Il faut surtout demander aux États pourquoi ils refusent d’adhérer à la Convention, a estimé le représentant de l’Assemblée parlementaire des droits de l’homme, reconnaissant que dans certains États, il existe des obstacles internes qu’il faut lever avec des solutions collectives.  Il convient donc, à cet égard, de répartir les responsabilités entre le Comité et la société civile.         

La représentante du Canada a posé une autre question, celle de la protection des migrants contre les disparitions forcées.  Le Groupe de travail sur les disparitions forcées ou involontaires se penche précisément sur le rôle des acteurs non étatiques, a répondu son vice-président, demandant que l’on se penche sur l’efficacité de la lutte contre le terrorisme et l’impact des politiques anti-migratoires et du manque de coopération entre États.  Ces derniers, a-t-il estimé, doivent rendre visibles les migrants en leur garantissant un meilleur accès à la justice mais aussi en coopérant mieux dans les domaines judiciaire et technologique, s’agissant entre autres de la technologie de l’ADN.  Les pays d’accueil des migrants doivent respecter les deux alinéas de l’article 19 de la Convention en tenant un registre fiable et permanent.  L’essentiel est de ne pas perdre leur trace, a souligné le représentant de l’Assemblée parlementaire des droits de l’homme.
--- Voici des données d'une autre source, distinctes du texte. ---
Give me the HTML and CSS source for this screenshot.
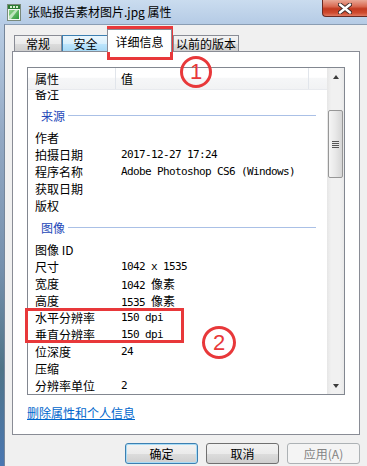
FILE: index.html
```html
<!DOCTYPE html>
<html lang="zh-CN">
<head>
  <meta charset="UTF-8">
  <title>张贴报告素材图片.jpg 属性</title>
  <link rel="stylesheet" href="styles.css">
</head>
<body>
  <div class="window">
    <header class="titlebar">
      <svg class="title-icon" width="14" height="17" viewBox="0 0 14 17">
        <defs>
          <linearGradient id="pic" x1="0" y1="0" x2="1" y2="1">
            <stop offset="0" stop-color="#8fd48a"/>
            <stop offset="1" stop-color="#2f9a3c"/>
          </linearGradient>
        </defs>
        <rect x="0.5" y="0.5" width="13" height="16" fill="#f4f8f4" stroke="#7a8a7c"/>
        <rect x="1" y="1" width="12" height="4" fill="#2d7d35"/>
        <rect x="3" y="2" width="2" height="2" fill="#d8f0d0"/>
        <rect x="6" y="2" width="2" height="2" fill="#d8f0d0"/>
        <rect x="9" y="2" width="2" height="2" fill="#d8f0d0"/>
        <rect x="2" y="6" width="10" height="9" fill="url(#pic)"/>
        <path d="M2 12 L8 6 L11 6 L4 15 L2 15 Z" fill="#e6f6e2" opacity="0.7"/>
      </svg>
      <span class="title">张贴报告素材图片.jpg 属性</span>
      <div class="close-btn">
        <svg width="14" height="11" viewBox="0 0 14 11">
          <path d="M2 1.5 L12 9.5 M12 1.5 L2 9.5" stroke="#3b2a28" stroke-width="4.2" stroke-linecap="round"/>
          <path d="M2 1.5 L12 9.5 M12 1.5 L2 9.5" stroke="#ffffff" stroke-width="2.4" stroke-linecap="round"/>
        </svg>
      </div>
    </header>

    <div class="frame-body">
      <div class="frame-left"></div>
      <div class="client">
        <nav class="tabs">
          <div class="tab tab-general">常规</div>
          <div class="tab tab-security hot">安全</div>
          <div class="tab tab-details active">详细信息</div>
          <div class="tab tab-versions">以前的版本</div>
        </nav>

        <section class="panel">
          <div class="list">
            <div class="list-main">
              <div class="list-head">
                <div class="head-cell col-name">属性</div>
                <div class="head-cell col-value">值</div>
                <div class="head-cell col-rest"></div>
              </div>
              <div class="list-body">
                <div class="rows">
                  <div class="row"><span class="name">备注</span><span class="value"></span></div>
                  <div class="group">来源</div>
                  <div class="row"><span class="name">作者</span><span class="value"></span></div>
                  <div class="row"><span class="name">拍摄日期</span><span class="value">2017-12-27 17:24</span></div>
                  <div class="row"><span class="name">程序名称</span><span class="value">Adobe Photoshop CS6 (Windows)</span></div>
                  <div class="row"><span class="name">获取日期</span><span class="value"></span></div>
                  <div class="row"><span class="name">版权</span><span class="value"></span></div>
                  <div class="group">图像</div>
                  <div class="row"><span class="name">图像 ID</span><span class="value"></span></div>
                  <div class="row"><span class="name">尺寸</span><span class="value">1042 x 1535</span></div>
                  <div class="row"><span class="name">宽度</span><span class="value">1042 <span class="unit">像素</span></span></div>
                  <div class="row"><span class="name">高度</span><span class="value">1535 <span class="unit">像素</span></span></div>
                  <div class="row"><span class="name">水平分辨率</span><span class="value">150 dpi</span></div>
                  <div class="row"><span class="name">垂直分辨率</span><span class="value">150 dpi</span></div>
                  <div class="row"><span class="name">位深度</span><span class="value">24</span></div>
                  <div class="row"><span class="name">压缩</span><span class="value"></span></div>
                  <div class="row"><span class="name">分辨率单位</span><span class="value">2</span></div>
                </div>
              </div>
            </div>
            <div class="scrollbar">
              <div class="sb-btn"><span class="arrow-up"></span></div>
              <div class="sb-track">
                <div class="sb-thumb">
                  <span class="grip"></span>
                </div>
              </div>
              <div class="sb-btn"><span class="arrow-down"></span></div>
            </div>
          </div>
          <a class="remove-link" href="#">删除属性和个人信息</a>
        </section>

        <div class="buttons">
          <button class="btn default">确定</button>
          <button class="btn">取消</button>
          <button class="btn" disabled>应用(A)</button>
        </div>
      </div>
    </div>

    <!-- annotations drawn over the dialog -->
    <div class="mark-box box-tab"></div>
    <div class="mark-circle circle-1">1</div>
    <div class="mark-box box-dpi"></div>
    <div class="mark-circle circle-2">2</div>
  </div>
</body>
</html>
```

FILE: styles.css
```css
body, html {
  margin: 0;
  padding: 0;
  font-family: "Noto Sans CJK SC", sans-serif;
  font-size: 12px;
  color: #000;
  background: #f0f0f0;
}
.window {
  position: relative;
  width: 367px;
  height: 466px;
  overflow: hidden;
  display: flex;
  flex-direction: column;
}

/* title bar */
.titlebar {
  height: 24px;
  flex: none;
  display: flex;
  align-items: center;
  background: linear-gradient(#cadcef, #b5cbe5);
}
.title-icon {
  margin-left: 7px;
  flex: none;
}
.title {
  margin-left: 7px;
  flex: 1;
  line-height: 16px;
  color: #000;
}
.close-btn {
  align-self: flex-start;
  width: 45px;
  height: 17px;
  box-sizing: border-box;
  border: 1px solid #6a2a22;
  border-top: none;
  border-right: none;
  border-radius: 0 0 0 4px;
  background: linear-gradient(#e9a896 0%, #d96a52 40%, #c23a20 55%, #cf4a2e 80%, #e07a62 100%);
  display: flex;
  align-items: center;
  justify-content: center;
}

.frame-body {
  flex: 1;
  display: flex;
}
.frame-left {
  width: 4px;
  flex: none;
  background: linear-gradient(#b9cde4 0%, #93a9c4 25%, #7590ad 55%, #4f7488 78%, #4a77b2 100%);
}
.client {
  flex: 1;
  border-left: 1px solid #75869b;
  border-top: 1px solid #8a9db3;
  background: #f0f0f0;
  padding: 0 7px;
}

/* tabs */
.tabs {
  display: flex;
  align-items: flex-end;
  height: 26px;
  box-sizing: border-box;
  padding-left: 2px;
}
.tab {
  height: 16px;
  box-sizing: border-box;
  border: 1px solid #898c95;
  border-bottom: none;
  line-height: 15px;
  text-align: center;
  background: linear-gradient(#f3f3f3 0%, #ebebeb 50%, #dddddd 51%, #cfcfcf 100%);
}
.tab.hot {
  border-color: #3c7fb1;
  background: linear-gradient(#eaf6fd 0%, #d9f0fc 50%, #bee6fd 51%, #a7d9f5 100%);
}
.tab-general { width: 48px; }
.tab-security { width: 47px; }
.tab-details {
  width: 65px;
  margin-left: -2px;
}
.tab-versions {
  width: 66px;
  margin-left: 1px;
}
.tab.active {
  position: relative;
  z-index: 1;
  height: 23px;
  margin-bottom: -1px;
  background: #fff;
  line-height: 24px;
}

/* tab page */
.panel {
  width: 348px;
  height: 384px;
  box-sizing: border-box;
  border: 1px solid #898c95;
  background: #fff;
  padding: 15px 14px 13px;
}
.list {
  height: 328px;
  box-sizing: border-box;
  border: 1px solid #828790;
  display: flex;
}
.list-main {
  flex: 1;
  display: flex;
  flex-direction: column;
  min-width: 0;
}
.list-head {
  height: 22px;
  flex: none;
  display: flex;
  box-sizing: border-box;
  border-bottom: 1px solid #e8eaee;
  background: linear-gradient(#ffffff 0%, #ffffff 45%, #f6f7f8 46%, #f1f2f4 100%);
}
.head-cell {
  line-height: 21px;
  border-right: 1px solid #e1e5eb;
  box-sizing: border-box;
}
.col-name {
  width: 88px;
  padding-left: 7px;
}
.col-value {
  width: 193px;
  padding-left: 5px;
}
.col-rest {
  flex: 1;
  border-right: none;
}
.list-body {
  flex: 1;
  overflow: hidden;
}
.rows {
  margin-top: -5px;
}
.row {
  display: flex;
  height: 17px;
  line-height: 17px;
  white-space: nowrap;
}
.row .name {
  width: 88px;
  flex: none;
  padding-left: 7px;
  box-sizing: border-box;
}
.row .value {
  padding-left: 5px;
  font-family: "DejaVu Sans Mono", "Noto Sans CJK SC", monospace;
  font-size: 11px;
  letter-spacing: -0.62px;
}
.row .unit {
  font-family: "Noto Sans CJK SC", sans-serif;
  font-size: 12px;
  letter-spacing: 0;
}
.group {
  height: 27px;
  display: flex;
  align-items: center;
  padding-left: 13px;
  color: #2448b8;
}
.group::after {
  content: "";
  flex: 1;
  height: 1px;
  margin: 0 11px 0 3px;
  background: #aac0e6;
}

/* scrollbar */
.scrollbar {
  width: 17px;
  flex: none;
  display: flex;
  flex-direction: column;
  background: linear-gradient(to right, #e6e6e6, #f1f1f1 25%, #f1f1f1 75%, #e9e9e9);
}
.sb-btn {
  height: 17px;
  flex: none;
  display: flex;
  align-items: center;
  justify-content: center;
}
.arrow-up {
  width: 0;
  height: 0;
  border-left: 3.5px solid transparent;
  border-right: 3.5px solid transparent;
  border-bottom: 4px solid #3c3c3c;
}
.arrow-down {
  width: 0;
  height: 0;
  border-left: 3.5px solid transparent;
  border-right: 3.5px solid transparent;
  border-top: 4px solid #3c3c3c;
}
.sb-track {
  flex: 1;
}
.sb-thumb {
  margin: 25px 0 0 1px;
  width: 15px;
  height: 68px;
  box-sizing: border-box;
  border: 1px solid #979797;
  border-radius: 2px;
  background: linear-gradient(to right, #f5f5f5, #e8e8e8 50%, #d6d6d6);
  display: flex;
  align-items: center;
  justify-content: center;
}
.grip {
  width: 7px;
  height: 7px;
  background: repeating-linear-gradient(#555 0, #555 1px, #e8e8e8 1px, #e8e8e8 2px);
}

.remove-link {
  display: inline-block;
  margin-top: 10px;
  line-height: 16px;
  color: #0066cc;
  text-decoration: underline;
}

/* dialog buttons */
.buttons {
  display: flex;
  justify-content: flex-end;
  gap: 8px;
  margin-top: 8px;
}
.btn {
  width: 73px;
  height: 21px;
  padding: 0;
  border: 1px solid #707070;
  border-radius: 3px;
  background: linear-gradient(#f2f2f2 0%, #ebebeb 50%, #dddddd 51%, #cfcfcf 100%);
  font-family: "Noto Sans CJK SC", sans-serif;
  font-size: 12px;
  color: #000;
}
.btn.default {
  border-color: #3c7fb1;
  box-shadow: inset 0 0 0 1px #a9dcf6;
}
.btn:disabled {
  border-color: #adb2b5;
  background: #f4f4f4;
  color: #838383;
}

/* red annotations */
.mark-box {
  position: absolute;
  box-sizing: border-box;
  border: 3px solid #e8383a;
}
.box-tab {
  left: 107px;
  top: 26px;
  width: 66px;
  height: 34px;
}
.box-dpi {
  left: 25px;
  top: 308px;
  width: 159px;
  height: 35px;
}
.mark-circle {
  position: absolute;
  box-sizing: border-box;
  border: 3px solid #e8383a;
  border-radius: 50%;
  color: #e8383a;
  font-family: "Liberation Sans", sans-serif;
  font-size: 22px;
  display: flex;
  align-items: center;
  justify-content: center;
}
.circle-1 {
  left: 180px;
  top: 56px;
  width: 32px;
  height: 32px;
}
.circle-2 {
  left: 202px;
  top: 326px;
  width: 34px;
  height: 33px;
}
```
Les États ne peuvent pas agir seuls, a conclu le modérateur.  Il faut une volonté politique de tous, pour, par exemple, doubler le nombre des ratifications, identifier les bonnes pratiques, mieux communiquer sur ce qui se fait et sur ce qui est à faire.  La coopération internationale doit être renforcée à tous les niveaux et le Comité doit travailler avec tous les partenaires.